Some of the greatest growth comes from suffering. Some of the greatest nations rise to greatness because of hardship. Had it not been for the economic depression or the War in Iraq we wouldn’t have a great President. No saying that it justifies their existence, their existence justifies itself, but it’s an illustration of how things we think should not exist have consequences we couldn’t have ever foreseen. Not saying that we should stop trying to make the world better. By all means do it. If there is something that you should be doing that you aren't, stop now and do it. If there is nothing you can do about it give up on your belief that it’s shouldn’t be the way it is. Don’t do it just because it will make you happier, though it’s not a bad reason, do it because you realize there is not good or bad outside your own mind. Beyond the substance of your gray matter there is no good or bad, it just is.

Do you ever think of yourself as being richer than you are, smarter than you are, better looking than you are? Do you ever dream of having special abilities? Do you wish you could make someone love you? Do you wish there was a way to make the world better? Do you want to save people from their own ignorance? Either it will happen or it won’t. Find out witch it is and get rid of all the junk in your mind that argues with reality. Like hitting your head against a wall expect the wall break, you are insane if you believe you will can change the way things are. It isn't easy to come to acceptance, to really, but to be happy you have to. No matter how close you come to you a goal, even after achieving your dreams there will always be a gap, a should. Life will never be as you want it to be.
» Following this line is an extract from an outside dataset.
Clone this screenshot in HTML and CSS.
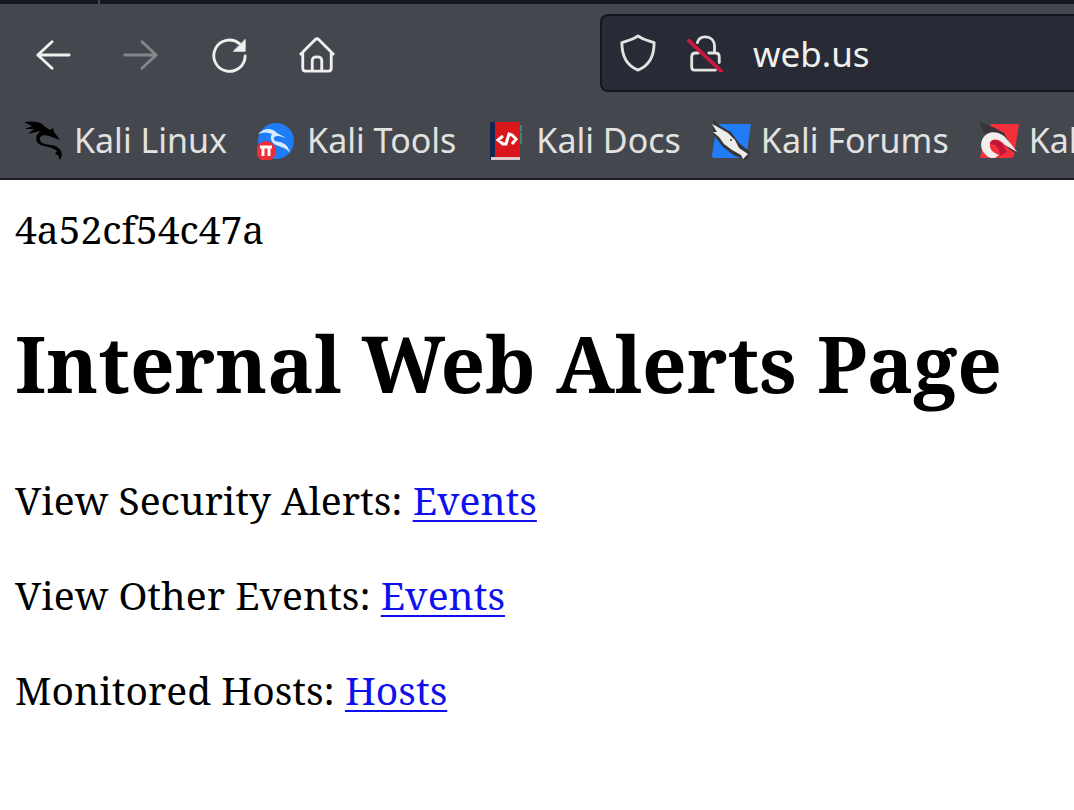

You don’t have to be an alcoholic to benefit from the 12 steps created by AA. We know it works for them, and for our problems being a lot less urgent it can work for us too. The truth of the steps is born out by it's results. The specifics of them aren’t the point but the general truth they point to is profound. So what can they teach us about surrender? First surrender is not defeat. It is the triumph over self-delusion, it’s coming to terms with what is, it’s stopping where you are right now and getting real. It’s ending the unspoken assumption that reality bends to our will. Surrender is freedom. I can't say that I have learned how to surrender completely, but I'm getting better. I'm slowly coming to understand my own unspoken demands on existence. When I think about how almost everyone implicitly demands life to be a certain way it seems like utter foolishness and yet we're compelled to continue to do it. So I guess I’m putting myself on a 12-step program of my own design. It’s process than a destination. Try to close the gap. Try to let go. Acceptance is good. Breathe. Smile.